Nesse sentido entendeu o Tribunal de Justiça do Estado de São Paulo (Processo nº 3000383-58.2022.8.26.0000) ao manter a liminar concedida pela 16ª Vara da Fazenda Pública da Capital que, em mandado de segurança impetrado por Condor S/A Indústria Química, deferiu o pedido liminar proibindo o Estado de São Paulo de não exigir o ICMS DIFAL antes de 01/01/2023. Na decisão, o Desembargador Eduardo Gouvêa, observou que “a Lei Estadual sobre a cobrança do DIFAL nº 14.470/2021, publicada em 14/12/2021, não teria observado o princípio da anterioridade geral, levando-se como termo inicial a edição da LC 190/2022 (…)”.

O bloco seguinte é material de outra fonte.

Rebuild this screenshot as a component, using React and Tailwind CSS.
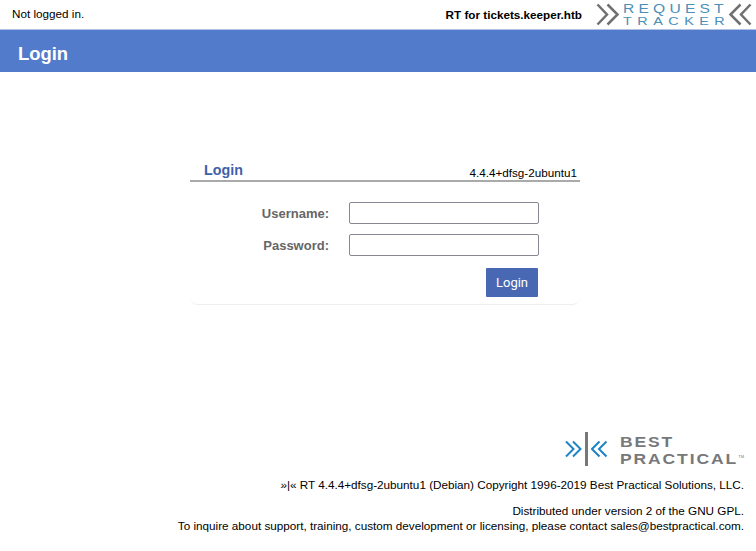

No entanto, observa-se que tem havido decisões judiciais alinhadas à corrente contrária aos contribuintes, como a que se deu no Processo nº: 1012495-52.2021.8.26.0510 da 1ª Vara da Fazenda Pública do Foro de Araraquara em que o juiz indeferiu o pedido de liminar ao entender que “não se trata de violação do princípio da anterioridade anual ou nonagesimal, justamente por não se referir à criação de imposto novo ou majoração de um imposto existente”.
Nesse contexto de insegurança jurídica, já há relatos de contribuintes que já sofreram com o impedimento do trânsito de mercadorias ou a sua apreensão pela fiscalização, por conta do não recolhimento do ICMS DIFAL.
Assim, respondendo a questão trazida no título, com base na doutrina e na Constituição Federal, concluímos que a razão está com o contribuinte. Porém, diante das iniciativas dos Estados em cobrar o ICMS DIFAL em 2022, bem como de algumas decisões do judiciário contrárias ao contribuinte, vemos que muita água deve ainda rolar pelo rio da insegurança jurídica que passa sob a ponte do ICMS DIFAL. Para dirimir a insegurança, esperamos que as decisões do STF nas ações que tratam sobre o tema (ADI 7070 e 7066) se deem com a maior brevidade possível, lembrando que, ainda que possam se dar em favor dos contribuintes, podem vir acompanhadas de modulações de efeitos. Mas esta seria a história de uma outra ponte.